"There is something powerfully archaeological about looking back over a life."

Cavagnaro chronicles the decades-long correspondence with his high school freshman English teacher beginning shortly after graduation in 1964. At the time, he is twenty-one, and she is fifty-six and nearing retirement. Through letters, she offers encouragement for his writing and educational pursuits and is delighted to share her own professional and familial accomplishments. Together, their lives in letters illuminate the cultural upheaval of the sixties and the turbulence of the seventies and the Vietnam War. Their individual lives, relationships, and ambitions are also explored through letters and added exposition from Cavagnaro.
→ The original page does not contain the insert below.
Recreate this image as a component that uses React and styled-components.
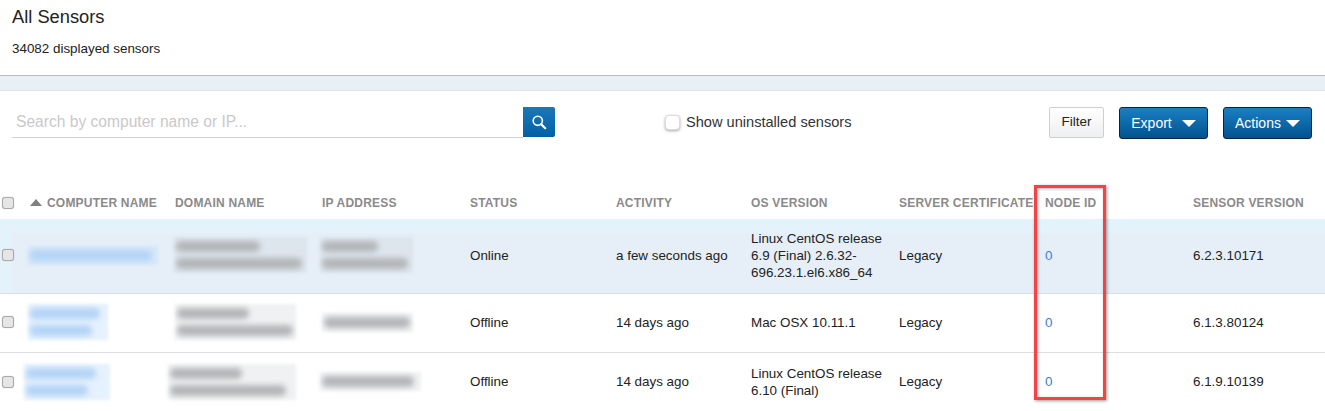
import React from "react";
import styled, { createGlobalStyle } from "styled-components";

const GlobalStyle = createGlobalStyle`
  html, body { margin: 0; padding: 0; background: #fff; }
  body {
    width: 1325px;
    height: 411px;
    overflow: hidden;
    font-family: "Liberation Sans", Arial, sans-serif;
    color: #222;
  }
`;

const COLUMNS = "28px 147px 147px 148px 146px 135px 148px 146px 148px 132px";

const rows = [
  {
    id: 1,
    height: 75,
    lift: 2,
    active: true,
    status: "Online",
    activity: "a few seconds ago",
    os: ["Linux CentOS release", "6.9 (Final) 2.6.32-", "696.23.1.el6.x86_64"],
    version: "6.2.3.10171",
    name: { x: 0, w: 130, lines: [122] },
    domain: { x: -1, w: 133, lines: [84, 126] },
    ip: { x: -2, w: 93, lines: [56, 86] },
  },
  {
    id: 2,
    height: 59,
    lift: 2,
    status: "Offline",
    activity: "14 days ago",
    os: ["Mac OSX 10.11.1"],
    version: "6.1.3.80124",
    name: { x: 0, w: 80, lines: [70, 62] },
    domain: { x: 0, w: 121, lines: [72, 116] },
    ip: { x: 0, w: 91, lines: [86] },
  },
  {
    id: 3,
    height: 59,
    lift: 1,
    status: "Offline",
    activity: "14 days ago",
    os: ["Linux CentOS release", "6.10 (Final)"],
    version: "6.1.9.10139",
    name: { x: -4, w: 86, lines: [70, 62] },
    domain: { x: -7, w: 128, lines: [72, 116] },
    ip: { x: -2, w: 101, lines: [92] },
  },
];

const headers = [
  "DOMAIN NAME",
  "IP ADDRESS",
  "STATUS",
  "ACTIVITY",
  "OS VERSION",
  "SERVER CERTIFICATE",
  "NODE ID",
  "SENSOR VERSION",
];

function BlurredText({ data, tone }) {
  return (
    <Redacted $x={data.x} $w={data.w} $tone={tone}>
      {data.lines.map((w, i) => (
        <RedactedLine key={i} $w={w} $tone={tone} />
      ))}
    </Redacted>
  );
}

export default function App() {
  return (
    <Page>
      <GlobalStyle />
      <TitleBlock>
        <Title>All Sensors</Title>
        <Count>34082 displayed sensors</Count>
      </TitleBlock>
      <Band />
      <Toolbar>
        <SearchGroup>
          <SearchInput placeholder="Search by computer name or IP..." readOnly />
          <SearchButton type="button" aria-label="Search">
            <svg width="16" height="16" viewBox="0 0 16 16" fill="none" stroke="#fff">
              <circle cx="6.8" cy="6.8" r="4.6" strokeWidth="1.6" />
              <path d="M10.2 10.2 L14.2 14.2" strokeWidth="2.2" strokeLinecap="round" />
            </svg>
          </SearchButton>
        </SearchGroup>
        <Toggle>
          <RoundCheck />
          Show uninstalled sensors
        </Toggle>
        <Buttons>
          <FilterButton type="button">Filter</FilterButton>
          <PrimaryButton type="button" $gap={10}>
            Export <Caret />
          </PrimaryButton>
          <PrimaryButton type="button" $gap={5}>
            Actions <Caret />
          </PrimaryButton>
        </Buttons>
      </Toolbar>
      <Table>
        <HeadRow>
          <CheckCell>
            <SquareCheck />
          </CheckCell>
          <HeadCell>
            <SortArrow />
            COMPUTER NAME
          </HeadCell>
          {headers.map((label) => (
            <HeadCell key={label}>{label}</HeadCell>
          ))}
        </HeadRow>
        {rows.map((row) => (
          <Row key={row.id} $height={row.height} $lift={row.lift} $active={row.active}>
            <CheckCell>
              <SquareCheck />
            </CheckCell>
            <Cell>
              <BlurredText data={row.name} tone="blue" />
            </Cell>
            <Cell>
              <BlurredText data={row.domain} />
            </Cell>
            <Cell>
              <BlurredText data={row.ip} />
            </Cell>
            <Cell>{row.status}</Cell>
            <Cell>{row.activity}</Cell>
            <Cell>
              <div>
                {row.os.map((line) => (
                  <div key={line}>{line}</div>
                ))}
              </div>
            </Cell>
            <Cell>Legacy</Cell>
            <Cell>
              <NodeLink>0</NodeLink>
            </Cell>
            <Cell>{row.version}</Cell>
          </Row>
        ))}
      </Table>
      <Highlight />
    </Page>
  );
}

const Page = styled.div`
  position: relative;
  width: 1325px;
  height: 411px;
  overflow: hidden;
  background: #fff;
`;

const TitleBlock = styled.div`
  height: 76px;
  box-sizing: border-box;
  padding: 8px 12px 0;
  border-bottom: 1px solid #b4bbc2;
`;

const Title = styled.h1`
  margin: 0;
  font-size: 18.3px;
  font-weight: 400;
  line-height: 18px;
  color: #222;
`;

const Count = styled.div`
  margin-top: 15px;
  font-size: 13.4px;
  line-height: 16px;
  color: #222;
`;

const Band = styled.div`
  height: 15px;
  background: #e8eff5;
  border-bottom: 1px solid #dfe5ea;
  box-sizing: border-box;
`;

const Toolbar = styled.div`
  height: 95px;
  box-sizing: border-box;
  padding: 16px 13px 0 12px;
  display: flex;
  align-items: flex-start;
`;

const SearchGroup = styled.div`
  display: flex;
  width: 543px;
  height: 30px;
`;

const SearchInput = styled.input`
  flex: 1;
  min-width: 0;
  box-sizing: border-box;
  height: 31px;
  padding: 0 4px;
  border: 0;
  border-bottom: 1px solid #cfd2d4;
  outline: none;
  background: transparent;
  font-family: inherit;
  font-size: 15.6px;

  &::placeholder {
    color: #c9c9c9;
    opacity: 1;
  }
`;

const SearchButton = styled.button`
  width: 32px;
  height: 30px;
  padding: 0;
  display: flex;
  align-items: center;
  justify-content: center;
  border: 0;
  border-radius: 0 2px 2px 0;
  background: linear-gradient(#1a78b8, #0460a6);
`;

const Toggle = styled.label`
  display: flex;
  align-items: center;
  gap: 6px;
  margin-left: 110px;
  height: 30px;
  font-size: 14.6px;
  color: #333;
`;

const RoundCheck = styled.span`
  width: 13px;
  height: 13px;
  border-radius: 4px;
  background: #fff;
  border: 1px solid #ddd;
  box-shadow: 0 1px 3px rgba(0, 0, 0, 0.35);
`;

const Buttons = styled.div`
  margin-left: auto;
  display: flex;
  gap: 15px;
`;

const FilterButton = styled.button`
  width: 55px;
  height: 31px;
  padding: 0 0 3px;
  border: 1px solid #cfcfcf;
  border-radius: 2px;
  background: linear-gradient(#fff, #eeeff0);
  font-family: inherit;
  font-size: 13.4px;
  color: #222;
`;

const PrimaryButton = styled.button`
  width: 89px;
  height: 32px;
  padding: 0;
  display: flex;
  align-items: center;
  justify-content: center;
  gap: ${(p) => p.$gap}px;
  border: 1px solid #0a2238;
  border-radius: 3px;
  background: linear-gradient(#1a7fc4, #02528e);
  font-family: inherit;
  font-size: 14px;
  color: #fff;
`;

const Caret = styled.span`
  width: 0;
  height: 0;
  border-left: 7px solid transparent;
  border-right: 7px solid transparent;
  border-top: 7px solid #fff;
`;

const Table = styled.div`
  display: flex;
  flex-direction: column;
`;

const HeadRow = styled.div`
  display: grid;
  grid-template-columns: ${COLUMNS};
  height: 33px;
  align-items: center;
`;

const HeadCell = styled.div`
  display: flex;
  align-items: center;
  white-space: nowrap;
  font-size: 12px;
  font-weight: 700;
  letter-spacing: 0.2px;
  color: #8a8a8a;
`;

const SortArrow = styled.span`
  width: 0;
  height: 0;
  margin: 0 5px 0 2px;
  border-left: 6px solid transparent;
  border-right: 6px solid transparent;
  border-bottom: 7px solid #808080;
`;

const Row = styled.div`
  display: grid;
  grid-template-columns: ${COLUMNS};
  height: ${(p) => p.$height}px;
  box-sizing: border-box;
  padding-bottom: ${(p) => p.$lift}px;
  align-items: center;
  border-bottom: 1px solid #dcdfe3;
  background: ${(p) => (p.$active ? "#e6eff8" : "#fff")};
  box-shadow: ${(p) => (p.$active ? "inset 12px 14px 0 #e4f2fc" : "none")};
  font-size: 13.4px;
  line-height: 17px;
  color: #222;
`;

const CheckCell = styled.div`
  display: flex;
  padding-left: 2px;
`;

const SquareCheck = styled.span`
  width: 12px;
  height: 12px;
  box-sizing: border-box;
  border: 1px solid #a9a9a9;
  border-radius: 3px;
  background: #e6e6e6;
  box-shadow: 0 0 1px rgba(0, 0, 0, 0.3);
`;

const Cell = styled.div`
  white-space: nowrap;
  display: flex;
  align-items: center;
`;

// blurred-out customer data: a soft tinted patch with smeared lines on top
const Redacted = styled.div`
  display: flex;
  flex-direction: column;
  gap: 6px;
  width: ${(p) => p.$w}px;
  box-sizing: border-box;
  padding: 4px 2px;
  margin-left: ${(p) => p.$x}px;
  background: ${(p) => (p.$tone === "blue" ? "rgba(190, 220, 250, 0.4)" : "rgba(195, 198, 202, 0.25)")};
  filter: blur(1.5px);
`;

const RedactedLine = styled.div`
  width: ${(p) => p.$w}px;
  height: 11px;
  border-radius: 5px;
  filter: blur(2.5px);
  background: ${(p) => (p.$tone === "blue" ? "#b4d4f6" : "#b4b6b9")};
`;

const NodeLink = styled.span`
  color: #3a7fd5;
`;

const Highlight = styled.div`
  position: absolute;
  left: 1034px;
  top: 185px;
  width: 72px;
  height: 215px;
  box-sizing: border-box;
  border: 3px solid #f44347;
  box-shadow: 1px 1px 3px rgba(0, 0, 0, 0.4), inset 1px 1px 3px rgba(0, 0, 0, 0.3);
  pointer-events: none;
`;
This memoir reminds readers that, although life is fleeting, they still have the power to connect with people through commitment and outreach. The letters are a wonderful archive of two lives entwined through education, a love for words, and writing. Cavagnaro pays homage to the enduring legacy of a teacher’s impact and influence on a student’s life. The result is an intergenerational account of two people supporting each other from afar. The letters are vibrant and layered with experiences and insight about a range of topics, both personal and communal. These are two people in conversation with one another while pursuing their passions and ambitions and taking in the world around them with joyful meditation.

Letter writing may be a lost form in the digital age, but this book will inspire readers to reach out across space and time to perhaps connect with a like-minded person from the past. This act of writing to another allows one to reflect and contemplate one’s life and invites another into a unique kind of companionship.